Acute or chronic disease alters drug clearance patterns. Thus drug concentrations may be elevated or depressed depending on the pathophysiology of the system involved, e.g., liver disease impairs the clearance of drugs dependent upon conversion to more water soluble compounds. Congestive cardiac failure can precipitate elevated drug levels of agents dependent on hepatic metabolism for clearance

CLINICAL USEFULNESS OF TDM:

Ø  TDM data provides the clinician with greater insight into the factors determining the patients response to drug therapy. For example when a patient fails to respond to a usual therapeutic dose, measurement of plasma level can help to distinguish a noncompliant patient and a patient who is a true non-responder.
Ø  TDM also provides useful information regarding individual variations in drug utilization patterns and alteration in drug utilization as a consequence of altered physiological state or disease process.
Ø  TDM is a useful adjunct in treating many patients provided the potential pit falls and problems are considered.
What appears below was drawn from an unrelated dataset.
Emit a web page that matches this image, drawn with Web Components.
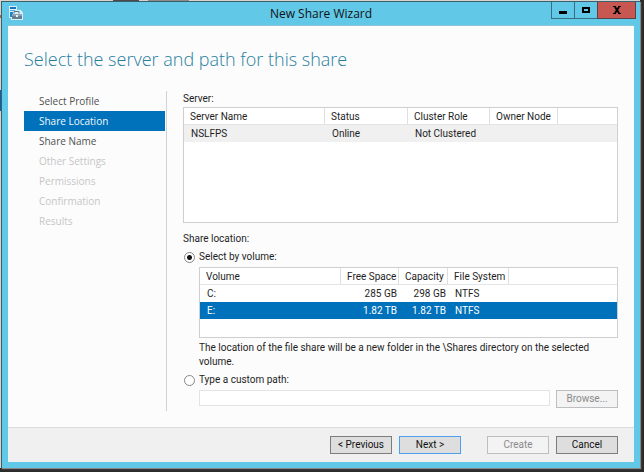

Frequently Asked Questions
1. How does the doctor determine how much drug to give me?
There are many factors to consider. Some of them are your weight, body composition, age, temperature, nutrition, renal, liver, and heart conditions, burns, shock, and trauma. Your doctor takes these into account when prescribing a dosage quantity and frequency and then tailors your medication based upon the results of therapeutic monitoring.

2. What should I do if I forget to take my medication on time?
Do not double your dose the next time. Consult your doctor or pharmacist to find out what you should do.

3. Can I monitor myself at home?
No. Blood must be collected at specific times and tests must be performed using special laboratory equipment.